■ WHAT IS NEEDED: Each line containing the word "components" should be found and copied.
* BEGIN PROVIDED MATERIAL *
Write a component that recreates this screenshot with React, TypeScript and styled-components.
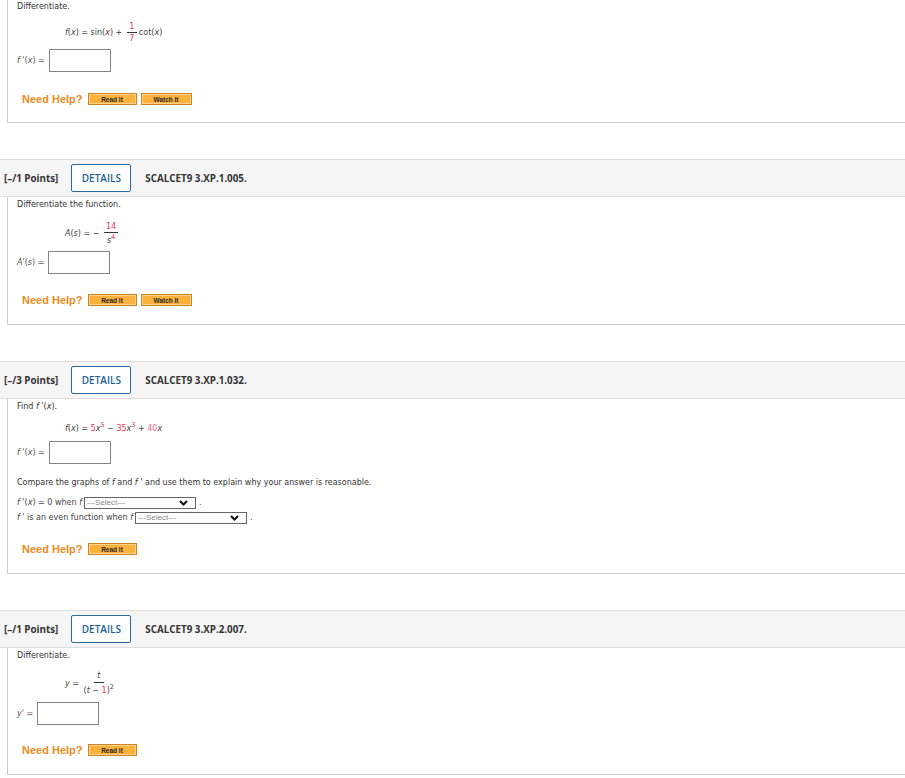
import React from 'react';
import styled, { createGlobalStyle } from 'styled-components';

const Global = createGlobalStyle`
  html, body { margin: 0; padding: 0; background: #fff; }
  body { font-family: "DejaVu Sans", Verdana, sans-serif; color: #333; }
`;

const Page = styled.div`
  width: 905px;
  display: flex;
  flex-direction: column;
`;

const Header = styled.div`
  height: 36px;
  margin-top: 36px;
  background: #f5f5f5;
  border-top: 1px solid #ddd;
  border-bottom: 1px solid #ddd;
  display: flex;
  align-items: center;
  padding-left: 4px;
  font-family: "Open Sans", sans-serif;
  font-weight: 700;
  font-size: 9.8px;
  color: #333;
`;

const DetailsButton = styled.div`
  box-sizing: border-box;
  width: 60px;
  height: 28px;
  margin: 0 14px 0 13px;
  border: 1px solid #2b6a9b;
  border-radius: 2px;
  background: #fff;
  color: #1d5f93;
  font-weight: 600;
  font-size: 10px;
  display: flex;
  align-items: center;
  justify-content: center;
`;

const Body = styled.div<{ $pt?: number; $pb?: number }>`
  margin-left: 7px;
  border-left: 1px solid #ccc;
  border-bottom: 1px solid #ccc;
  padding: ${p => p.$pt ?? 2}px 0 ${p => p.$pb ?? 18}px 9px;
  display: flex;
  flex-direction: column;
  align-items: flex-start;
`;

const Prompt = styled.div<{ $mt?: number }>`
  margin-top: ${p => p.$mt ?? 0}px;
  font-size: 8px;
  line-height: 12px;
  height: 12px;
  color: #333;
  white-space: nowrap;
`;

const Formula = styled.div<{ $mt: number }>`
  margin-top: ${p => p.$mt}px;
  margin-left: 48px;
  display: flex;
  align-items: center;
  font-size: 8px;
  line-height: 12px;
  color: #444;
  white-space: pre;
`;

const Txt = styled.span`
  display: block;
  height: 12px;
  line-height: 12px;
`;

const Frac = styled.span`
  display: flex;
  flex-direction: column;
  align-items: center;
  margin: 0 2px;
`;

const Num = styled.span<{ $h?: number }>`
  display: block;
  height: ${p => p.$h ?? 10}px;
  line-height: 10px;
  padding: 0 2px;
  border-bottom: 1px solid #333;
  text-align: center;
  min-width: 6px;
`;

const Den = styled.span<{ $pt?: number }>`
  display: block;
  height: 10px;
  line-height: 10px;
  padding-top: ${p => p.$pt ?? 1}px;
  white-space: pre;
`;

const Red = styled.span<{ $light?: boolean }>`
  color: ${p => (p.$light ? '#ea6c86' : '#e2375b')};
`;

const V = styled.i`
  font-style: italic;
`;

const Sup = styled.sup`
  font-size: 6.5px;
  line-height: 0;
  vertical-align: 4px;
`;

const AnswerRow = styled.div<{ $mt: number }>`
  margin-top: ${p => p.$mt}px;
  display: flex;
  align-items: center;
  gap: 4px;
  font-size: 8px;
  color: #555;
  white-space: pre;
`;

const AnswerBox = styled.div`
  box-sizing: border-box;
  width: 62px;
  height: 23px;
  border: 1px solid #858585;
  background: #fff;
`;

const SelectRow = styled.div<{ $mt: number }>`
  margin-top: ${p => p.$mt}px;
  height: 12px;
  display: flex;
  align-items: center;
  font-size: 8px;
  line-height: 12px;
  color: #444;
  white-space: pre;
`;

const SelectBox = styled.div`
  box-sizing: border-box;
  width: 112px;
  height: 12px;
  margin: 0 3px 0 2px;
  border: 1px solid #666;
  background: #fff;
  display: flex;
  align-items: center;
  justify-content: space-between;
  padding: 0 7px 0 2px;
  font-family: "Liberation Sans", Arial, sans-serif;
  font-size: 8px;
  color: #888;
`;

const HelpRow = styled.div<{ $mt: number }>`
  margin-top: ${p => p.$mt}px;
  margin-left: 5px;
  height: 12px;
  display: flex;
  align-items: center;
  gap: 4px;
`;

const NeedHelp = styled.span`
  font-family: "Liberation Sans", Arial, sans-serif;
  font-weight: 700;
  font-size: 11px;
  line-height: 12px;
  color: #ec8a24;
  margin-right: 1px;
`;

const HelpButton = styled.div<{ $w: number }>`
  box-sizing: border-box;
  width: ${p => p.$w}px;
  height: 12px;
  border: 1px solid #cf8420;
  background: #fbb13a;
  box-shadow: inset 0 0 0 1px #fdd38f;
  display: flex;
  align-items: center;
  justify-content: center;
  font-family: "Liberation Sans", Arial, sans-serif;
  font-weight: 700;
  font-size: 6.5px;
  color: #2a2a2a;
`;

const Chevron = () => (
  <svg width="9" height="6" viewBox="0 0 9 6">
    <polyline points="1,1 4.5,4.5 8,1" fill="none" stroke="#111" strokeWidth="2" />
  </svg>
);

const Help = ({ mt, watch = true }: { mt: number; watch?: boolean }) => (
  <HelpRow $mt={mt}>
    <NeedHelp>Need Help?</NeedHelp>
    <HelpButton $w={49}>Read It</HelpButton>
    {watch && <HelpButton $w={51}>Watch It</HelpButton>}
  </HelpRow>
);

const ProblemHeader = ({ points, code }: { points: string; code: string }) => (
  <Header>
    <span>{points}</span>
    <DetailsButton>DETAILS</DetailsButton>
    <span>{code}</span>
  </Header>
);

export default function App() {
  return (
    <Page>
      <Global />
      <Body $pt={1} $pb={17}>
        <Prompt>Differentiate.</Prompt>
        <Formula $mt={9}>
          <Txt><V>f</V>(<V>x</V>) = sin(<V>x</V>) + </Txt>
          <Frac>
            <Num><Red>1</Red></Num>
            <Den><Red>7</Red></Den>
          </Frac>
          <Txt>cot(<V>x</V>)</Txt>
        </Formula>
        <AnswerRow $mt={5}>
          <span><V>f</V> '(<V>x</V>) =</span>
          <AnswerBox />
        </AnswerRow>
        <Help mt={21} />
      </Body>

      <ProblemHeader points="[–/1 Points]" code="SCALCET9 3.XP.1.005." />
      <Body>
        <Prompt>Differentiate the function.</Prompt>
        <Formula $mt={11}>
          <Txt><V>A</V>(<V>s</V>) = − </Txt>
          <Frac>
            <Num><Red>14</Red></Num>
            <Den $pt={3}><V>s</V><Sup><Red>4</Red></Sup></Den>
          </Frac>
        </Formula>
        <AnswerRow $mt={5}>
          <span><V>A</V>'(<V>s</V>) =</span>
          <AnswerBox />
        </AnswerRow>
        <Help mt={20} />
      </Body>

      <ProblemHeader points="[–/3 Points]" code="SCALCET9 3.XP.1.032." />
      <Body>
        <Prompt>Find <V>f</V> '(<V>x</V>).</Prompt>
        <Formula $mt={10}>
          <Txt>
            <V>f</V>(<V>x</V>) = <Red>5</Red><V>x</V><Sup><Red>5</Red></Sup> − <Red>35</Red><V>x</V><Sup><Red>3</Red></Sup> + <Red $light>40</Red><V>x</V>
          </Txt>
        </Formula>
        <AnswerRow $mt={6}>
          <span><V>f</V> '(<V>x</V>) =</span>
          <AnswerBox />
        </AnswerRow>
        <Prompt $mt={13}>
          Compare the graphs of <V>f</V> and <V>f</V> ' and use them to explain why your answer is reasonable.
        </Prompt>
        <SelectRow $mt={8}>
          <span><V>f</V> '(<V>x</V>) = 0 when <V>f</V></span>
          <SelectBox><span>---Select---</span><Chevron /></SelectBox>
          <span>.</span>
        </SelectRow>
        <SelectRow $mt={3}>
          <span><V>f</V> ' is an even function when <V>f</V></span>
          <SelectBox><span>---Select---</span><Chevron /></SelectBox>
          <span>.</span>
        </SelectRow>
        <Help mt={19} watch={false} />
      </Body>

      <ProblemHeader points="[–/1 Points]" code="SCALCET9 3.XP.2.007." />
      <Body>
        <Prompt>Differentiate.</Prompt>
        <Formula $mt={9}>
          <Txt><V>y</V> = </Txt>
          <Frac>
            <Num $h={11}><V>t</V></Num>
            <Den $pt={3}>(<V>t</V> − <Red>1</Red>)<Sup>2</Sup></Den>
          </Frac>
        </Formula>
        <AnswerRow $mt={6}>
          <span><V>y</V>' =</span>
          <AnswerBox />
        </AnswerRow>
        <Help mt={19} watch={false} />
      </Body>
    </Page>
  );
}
* END PROVIDED MATERIAL *
■ REPLY TO THE TASK:
Write a component that recreates this screenshot with React, TypeScript and styled-components.
import styled, { createGlobalStyle } from 'styled-components';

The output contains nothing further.